Held: The appeal was dismissed.
(1) The meaning of section 179 was clear and unambiguous. Where it was within the power of the owner of the land to comply with the notice without the assistance of others, no question of a defence under subsection (3) arose. Before a defence could arise under that subsection, the owner had to show that compliance with the notice was not within his own unaided powers, otherwise no question of his having to secure compliance with the notice could arise. Thus, if there were other persons in occupation of the land, it was enough if he had done everything he could reasonably be expected to do to secure that they complied with the notice. The defence was not available to an owner who had the power to comply with the notice without the assistance of others. The defence under section 179(3) had two stages: first, was it within the owner’s power to comply with the notice without the assistance of others? If so, the owner had to do so and no defence of doing everything the owner could reasonably be expected to do arose. If not, had the owner shown on a balance of probabilities that he did everything he could be expected to do to secure compliance with the notice. It followed that an inability or incapacity for the owner to comply with the notice unaided was not the end off the defence, rather it was the gateway to the defence: R v Beard [1997] 1 PLR 64 considered.

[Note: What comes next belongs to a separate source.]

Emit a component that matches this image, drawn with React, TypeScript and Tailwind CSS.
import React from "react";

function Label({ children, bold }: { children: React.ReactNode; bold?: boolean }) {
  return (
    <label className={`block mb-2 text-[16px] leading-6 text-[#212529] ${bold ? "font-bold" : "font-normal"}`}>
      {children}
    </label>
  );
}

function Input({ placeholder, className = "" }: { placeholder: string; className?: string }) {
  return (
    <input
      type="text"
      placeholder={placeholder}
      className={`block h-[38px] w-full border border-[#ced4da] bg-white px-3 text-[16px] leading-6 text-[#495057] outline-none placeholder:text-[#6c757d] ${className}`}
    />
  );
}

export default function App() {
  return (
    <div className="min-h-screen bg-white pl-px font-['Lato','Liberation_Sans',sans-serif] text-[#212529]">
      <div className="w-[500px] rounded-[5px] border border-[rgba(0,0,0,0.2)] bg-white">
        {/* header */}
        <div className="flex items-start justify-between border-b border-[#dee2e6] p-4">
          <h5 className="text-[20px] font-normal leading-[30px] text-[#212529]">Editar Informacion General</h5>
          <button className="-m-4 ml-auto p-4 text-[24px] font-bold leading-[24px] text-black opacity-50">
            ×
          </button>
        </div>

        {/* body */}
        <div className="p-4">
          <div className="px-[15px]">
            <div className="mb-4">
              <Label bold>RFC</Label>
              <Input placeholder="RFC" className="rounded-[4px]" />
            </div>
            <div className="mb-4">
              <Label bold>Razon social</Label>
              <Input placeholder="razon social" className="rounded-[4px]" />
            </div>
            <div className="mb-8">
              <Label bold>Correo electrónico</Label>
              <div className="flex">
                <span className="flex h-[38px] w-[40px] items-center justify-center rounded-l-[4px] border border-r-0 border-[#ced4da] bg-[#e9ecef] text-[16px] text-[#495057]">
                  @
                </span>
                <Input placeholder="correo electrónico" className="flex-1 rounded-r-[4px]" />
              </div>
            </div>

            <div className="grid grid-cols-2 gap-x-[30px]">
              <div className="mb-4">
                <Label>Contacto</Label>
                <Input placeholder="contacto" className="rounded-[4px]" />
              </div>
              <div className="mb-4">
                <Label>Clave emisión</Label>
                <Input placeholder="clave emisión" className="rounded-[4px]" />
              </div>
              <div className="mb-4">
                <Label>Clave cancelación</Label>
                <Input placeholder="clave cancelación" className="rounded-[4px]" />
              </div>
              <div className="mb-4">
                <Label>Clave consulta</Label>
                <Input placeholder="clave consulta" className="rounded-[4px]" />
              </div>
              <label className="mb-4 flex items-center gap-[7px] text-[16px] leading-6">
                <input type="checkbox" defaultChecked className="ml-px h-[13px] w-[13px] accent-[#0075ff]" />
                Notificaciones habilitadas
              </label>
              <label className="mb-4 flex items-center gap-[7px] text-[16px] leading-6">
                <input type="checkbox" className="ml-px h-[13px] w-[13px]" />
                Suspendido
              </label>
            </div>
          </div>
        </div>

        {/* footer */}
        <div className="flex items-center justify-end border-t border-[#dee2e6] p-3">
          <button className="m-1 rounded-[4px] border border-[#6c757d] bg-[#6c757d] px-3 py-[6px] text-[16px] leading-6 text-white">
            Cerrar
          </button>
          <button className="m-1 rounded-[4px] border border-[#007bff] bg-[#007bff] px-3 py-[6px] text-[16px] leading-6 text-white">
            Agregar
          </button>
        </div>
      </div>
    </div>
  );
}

The present case was unusual because of the very limited role and knowledge of the appellant in relation to compliance with the notice. Although it was her property, her husband took full responsibility for managing it. She was aware of the enforcement notice but her husband took responsibility for dealing with it. He was an experienced landlord and she trusted him. He told her that he had dealt with the notice and asked no more. In those unusual circumstances, the judge was correct to direct the jury to focus on what the appellant did or did not do. She had no knowledge beyond that. The duty to comply rested on her as the owner of the property. She knew nothing about what had or had not been done to comply with the notice. She left everything to her husband. Therefore, all she could rely upon to show that she had done all that could reasonably be expected of her to secure compliance with the notice was the reasonableness of her decision to entrust everything to her husband because that was all she had done and she knew nothing further.
Stuart Jessop (instructed by Direct Access) appeared for the appellant; Kate Round (instructed by the Solicitor to Newham London Borough Council) appeared for the Crown.